Sending Office: Honorable Peter A. DeFazio
Stop the Diversion of Passenger Security Fees Away from Aviation Security: Cosponsor H.R. 2514, the FASTER Act
Current Cosponsors (49): Reps. Barragan, Blumenauer, Blunt Rochester, Robert Brady, Brownley, Bustos, Capuano, Carson, Cohen, Correa, Cummings, Demings, DeSaulnier, Esty, Evans, Frankel, Garamendi, Huffman, Jackson Lee, Eddie Bernice
Johnson, Hank Johnson, Keating, Langevin, Larsen, Lawrence, John Lewis, Lipinski, Lowenthal, Maloney, Meeks, Nadler, Napolitano, Nolan, Norton, Payne, Perlmutter, Pingree, Rice, Richmond, Rosen, Shea-Porter, Sires, Slaughter, Titus, Vela, Watson Coleman, Welch,
Endorsed by Airports Council International-North America and Airlines for America
Today, the threats to aviation are diverse and significant. Presently, there is great interest in system-wide deployment of Computed Tomography (CT) screening equipment to passenger security checkpoints, a technology widely-viewed as significantly enhancing
the Transportation Security Administration’s (TSA) threat detection capability. Last November 8, TSA Administrator David Pekoske testified before the House Committee on Homeland Security that TSA could “hypothetically” deploy CT throughout the aviation security
system. When probed about why TSA views such deployment as hypothetical, Administrator Pekoske explained that it is “hypothetical due to funding.”
Our aviation security system desperately needs those resources to address today’s threat environment. Congress established an airline passenger fee, the September 11 Security Fee, in order to help finance the cost of securing the nation’s aviation transportation
system. The passenger fee is currently $5.60 per one-way trip and may not exceed $11.20 round trip.
However, in 2013, Congress began diverting one-third of the revenue collected from these airline passenger fees to the general fund to pay for unrelated government spending.
Today, $1.25 billion in passenger fees are diverted. Unless current law is changed, over $15 billion will be diverted from TSA aviation security to pay for other federal programs unrelated to aviation security through FY 2025.
Administrator Pekoske stated that the return of those funds to their original, intended purpose would “go a long way” to making our travel safer.
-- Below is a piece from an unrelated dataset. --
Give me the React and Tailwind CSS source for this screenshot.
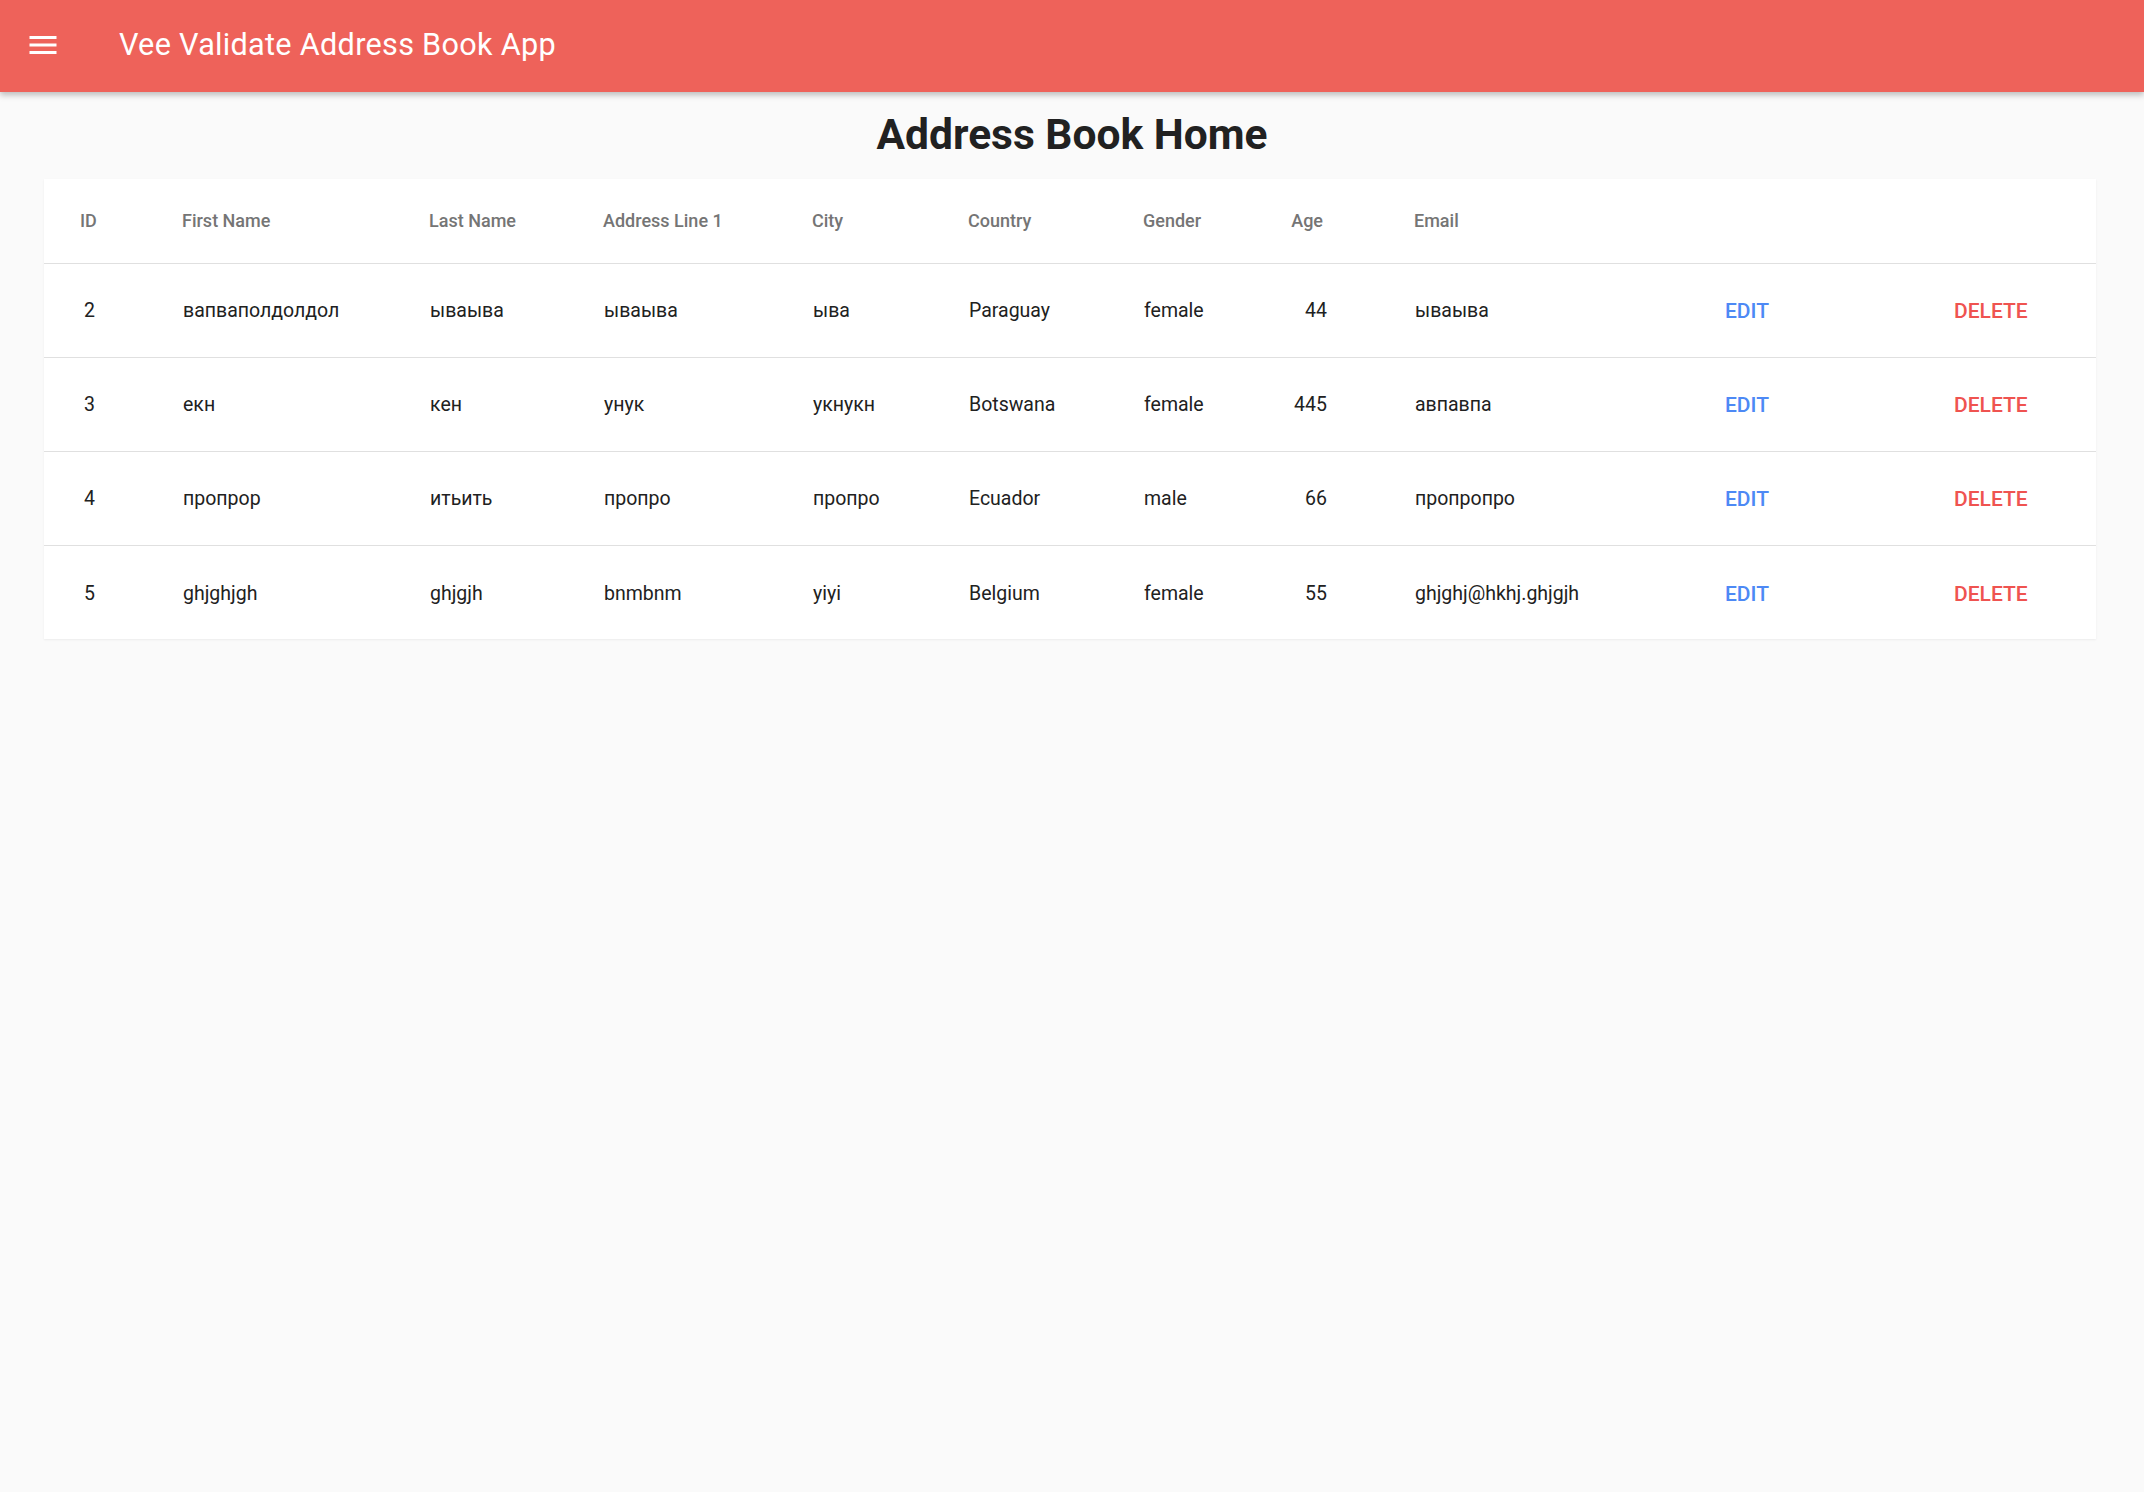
import React from 'react';

const contacts = [
  { id: 2, firstName: 'вапваполдолдол', lastName: 'ываыва', address: 'ываыва', city: 'ыва', country: 'Paraguay', gender: 'female', age: 44, email: 'ываыва' },
  { id: 3, firstName: 'екн', lastName: 'кен', address: 'унук', city: 'укнукн', country: 'Botswana', gender: 'female', age: 445, email: 'авпавпа' },
  { id: 4, firstName: 'пропрор', lastName: 'итьить', address: 'пропро', city: 'пропро', country: 'Ecuador', gender: 'male', age: 66, email: 'пропропро' },
  { id: 5, firstName: 'ghjghjgh', lastName: 'ghjgjh', address: 'bnmbnm', city: 'yiyi', country: 'Belgium', gender: 'female', age: 55, email: 'ghjghj@hkhj.ghjgjh' },
];

const MenuIcon = () => (
  <svg viewBox="0 0 24 24" className="w-[36px] h-[36px] fill-white">
    <path d="M3 18h18v-2H3v2zm0-5h18v-2H3v2zm0-7v2h18V6H3z" />
  </svg>
);

const App = () => {
  return (
    <div className="min-h-[1492px] bg-[#fafafa] font-['Roboto',sans-serif]">
      {/* toolbar */}
      <header className="h-[92px] bg-[#ee625a] flex items-center pl-[25px] pb-[3px] shadow-[0_3px_6px_rgba(0,0,0,0.25)] relative z-10">
        <MenuIcon />
        <h1 className="ml-[58px] text-[30.6px] text-white font-normal tracking-[0.3px]">
          Vee Validate Address Book App
        </h1>
      </header>

      <h2 className="mt-[14px] h-[58px] leading-[58px] text-center text-[42.5px] font-bold text-[#212121]">
        Address Book Home
      </h2>

      <div className="ml-[44px] mr-[48px] mt-[15px] bg-white shadow-[0_1px_2px_rgba(0,0,0,0.06)]">
        <table className="w-full table-fixed border-collapse">
          <colgroup>
            <col className="w-[102px]" />
            <col className="w-[247px]" />
            <col className="w-[174px]" />
            <col className="w-[209px]" />
            <col className="w-[156px]" />
            <col className="w-[175px]" />
            <col className="w-[149px]" />
            <col className="w-[122px]" />
            <col className="w-[311px]" />
            <col className="w-[229px]" />
            <col />
          </colgroup>
          <thead>
            <tr className="h-[84px] border-b border-[#e0e0e0] text-[18px] text-[#757575] text-left">
              <th className="pl-[36px] font-medium">ID</th>
              <th className="pl-[36px] font-medium">First Name</th>
              <th className="pl-[36px] font-medium">Last Name</th>
              <th className="pl-[36px] font-medium">Address Line 1</th>
              <th className="pl-[36px] font-medium">City</th>
              <th className="pl-[36px] font-medium">Country</th>
              <th className="pl-[36px] font-medium">Gender</th>
              <th className="pr-[55px] text-right font-medium">Age</th>
              <th className="pl-[36px] font-medium">Email</th>
              <th></th>
              <th></th>
            </tr>
          </thead>
          <tbody>
            {contacts.map((c, i) => (
              <tr
                key={c.id}
                className={`h-[94px] text-[19.5px] text-[#212121] ${i < contacts.length - 1 ? 'border-b border-[#e0e0e0]' : ''}`}
              >
                <td className="pl-[40px] pt-[2px]">{c.id}</td>
                <td className="pl-[37px] pt-[2px]">{c.firstName}</td>
                <td className="pl-[37px] pt-[2px]">{c.lastName}</td>
                <td className="pl-[37px] pt-[2px]">{c.address}</td>
                <td className="pl-[37px] pt-[2px]">{c.city}</td>
                <td className="pl-[37px] pt-[2px]">{c.country}</td>
                <td className="pl-[37px] pt-[2px]">{c.gender}</td>
                <td className="pr-[51px] pt-[2px] text-right">{c.age}</td>
                <td className="pl-[37px] pt-[2px]">{c.email}</td>
                <td className="pl-[36px] pt-[4px]">
                  <button className="text-[21px] font-medium uppercase text-[#4d89f5]">Edit</button>
                </td>
                <td className="pl-[36px] pt-[4px]">
                  <button className="text-[21px] font-medium uppercase text-[#ef5350]">Delete</button>
                </td>
              </tr>
            ))}
          </tbody>
        </table>
      </div>
    </div>
  );
};

export default App;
The Funding for Aviation Screeners and Threat Elimination Restoration (FASTER) Act ensures that revenues collected from passengers are used to help finance the costs of aviation security screening – as Congress intended. The FASTER Act will enable TSA to
fund next generation CT screening technology already in operation in other countries to keep Americans safer. It will also allow TSA to hire additional Transportation Security Officers or fund overtime to help address the enormous congestion at TSA screening
in certain airports, making our airports more efficient and passengers less frustrated.
We urge you to cosponsor H.R. 2514, the FASTER Act, to ensure that passenger security fees only go towards aviation security and prevent Congress from raiding the funds in the future.